* **TASK GOAL**:
Gather from the listing below each line that includes the word "index", and copy it.

* **STORED DATA**:
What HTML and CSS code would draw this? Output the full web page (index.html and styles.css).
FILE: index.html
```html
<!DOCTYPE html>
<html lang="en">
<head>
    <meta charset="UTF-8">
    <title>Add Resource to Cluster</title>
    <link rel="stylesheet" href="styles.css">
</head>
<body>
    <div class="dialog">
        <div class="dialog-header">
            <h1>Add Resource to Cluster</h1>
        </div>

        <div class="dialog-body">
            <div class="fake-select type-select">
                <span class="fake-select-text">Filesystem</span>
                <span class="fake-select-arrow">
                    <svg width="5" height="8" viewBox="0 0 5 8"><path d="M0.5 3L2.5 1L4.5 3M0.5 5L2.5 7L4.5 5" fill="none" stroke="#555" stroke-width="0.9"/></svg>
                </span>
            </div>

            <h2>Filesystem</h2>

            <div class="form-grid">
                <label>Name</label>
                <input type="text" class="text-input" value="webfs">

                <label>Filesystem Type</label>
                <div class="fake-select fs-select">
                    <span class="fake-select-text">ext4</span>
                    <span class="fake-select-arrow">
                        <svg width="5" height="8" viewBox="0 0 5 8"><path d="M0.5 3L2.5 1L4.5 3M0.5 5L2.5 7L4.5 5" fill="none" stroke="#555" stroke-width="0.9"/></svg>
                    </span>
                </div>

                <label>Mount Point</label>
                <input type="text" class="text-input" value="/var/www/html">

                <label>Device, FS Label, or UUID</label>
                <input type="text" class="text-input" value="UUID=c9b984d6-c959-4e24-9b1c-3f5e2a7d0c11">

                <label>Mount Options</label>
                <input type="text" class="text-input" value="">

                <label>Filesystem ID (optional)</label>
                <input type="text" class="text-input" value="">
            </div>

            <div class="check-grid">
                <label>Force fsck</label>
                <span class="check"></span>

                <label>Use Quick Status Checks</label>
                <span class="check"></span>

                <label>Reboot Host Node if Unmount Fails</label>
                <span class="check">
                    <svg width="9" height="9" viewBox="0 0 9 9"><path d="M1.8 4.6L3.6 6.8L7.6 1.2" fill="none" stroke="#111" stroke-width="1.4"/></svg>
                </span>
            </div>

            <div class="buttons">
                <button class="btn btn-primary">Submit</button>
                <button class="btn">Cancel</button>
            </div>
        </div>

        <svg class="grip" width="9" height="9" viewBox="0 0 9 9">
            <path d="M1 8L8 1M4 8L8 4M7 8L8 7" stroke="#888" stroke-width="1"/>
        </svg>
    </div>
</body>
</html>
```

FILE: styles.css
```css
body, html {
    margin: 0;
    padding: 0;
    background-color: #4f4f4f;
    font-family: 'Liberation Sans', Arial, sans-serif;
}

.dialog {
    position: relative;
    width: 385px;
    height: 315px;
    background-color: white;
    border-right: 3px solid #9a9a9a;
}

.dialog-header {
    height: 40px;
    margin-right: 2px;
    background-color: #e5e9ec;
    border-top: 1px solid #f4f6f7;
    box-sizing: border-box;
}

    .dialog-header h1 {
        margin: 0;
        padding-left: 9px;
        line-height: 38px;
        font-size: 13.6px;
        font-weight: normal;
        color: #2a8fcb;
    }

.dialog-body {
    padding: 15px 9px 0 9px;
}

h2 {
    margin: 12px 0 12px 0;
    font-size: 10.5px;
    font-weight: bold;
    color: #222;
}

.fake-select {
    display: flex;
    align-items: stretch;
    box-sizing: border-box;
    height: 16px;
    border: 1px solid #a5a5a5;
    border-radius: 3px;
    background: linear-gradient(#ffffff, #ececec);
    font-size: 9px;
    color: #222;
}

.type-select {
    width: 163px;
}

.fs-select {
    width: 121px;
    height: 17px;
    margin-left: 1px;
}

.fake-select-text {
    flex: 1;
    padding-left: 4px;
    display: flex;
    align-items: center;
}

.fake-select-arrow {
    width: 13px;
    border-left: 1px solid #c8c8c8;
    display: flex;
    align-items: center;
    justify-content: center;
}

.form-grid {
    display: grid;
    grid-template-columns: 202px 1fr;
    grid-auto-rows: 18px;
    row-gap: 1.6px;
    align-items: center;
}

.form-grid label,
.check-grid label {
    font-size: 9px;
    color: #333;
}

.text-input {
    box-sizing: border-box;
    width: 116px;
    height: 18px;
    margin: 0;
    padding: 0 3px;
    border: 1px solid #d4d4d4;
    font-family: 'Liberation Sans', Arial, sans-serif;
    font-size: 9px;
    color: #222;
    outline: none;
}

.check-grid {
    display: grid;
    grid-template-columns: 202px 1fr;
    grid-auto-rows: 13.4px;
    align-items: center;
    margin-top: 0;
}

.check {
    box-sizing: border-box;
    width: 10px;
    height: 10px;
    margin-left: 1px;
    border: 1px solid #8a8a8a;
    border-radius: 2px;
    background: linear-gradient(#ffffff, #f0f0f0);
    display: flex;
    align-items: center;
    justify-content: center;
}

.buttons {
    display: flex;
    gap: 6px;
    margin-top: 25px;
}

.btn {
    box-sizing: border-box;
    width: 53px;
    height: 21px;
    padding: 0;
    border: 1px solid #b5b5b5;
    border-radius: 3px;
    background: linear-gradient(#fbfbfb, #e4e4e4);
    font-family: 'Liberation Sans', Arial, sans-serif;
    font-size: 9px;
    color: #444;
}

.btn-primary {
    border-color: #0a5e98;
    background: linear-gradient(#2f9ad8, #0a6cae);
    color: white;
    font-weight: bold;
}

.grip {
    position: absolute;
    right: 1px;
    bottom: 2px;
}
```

* **RESPONSE TO THE EXERCISE**:
What HTML and CSS code would draw this? Output the full web page (index.html and styles.css).
FILE: index.html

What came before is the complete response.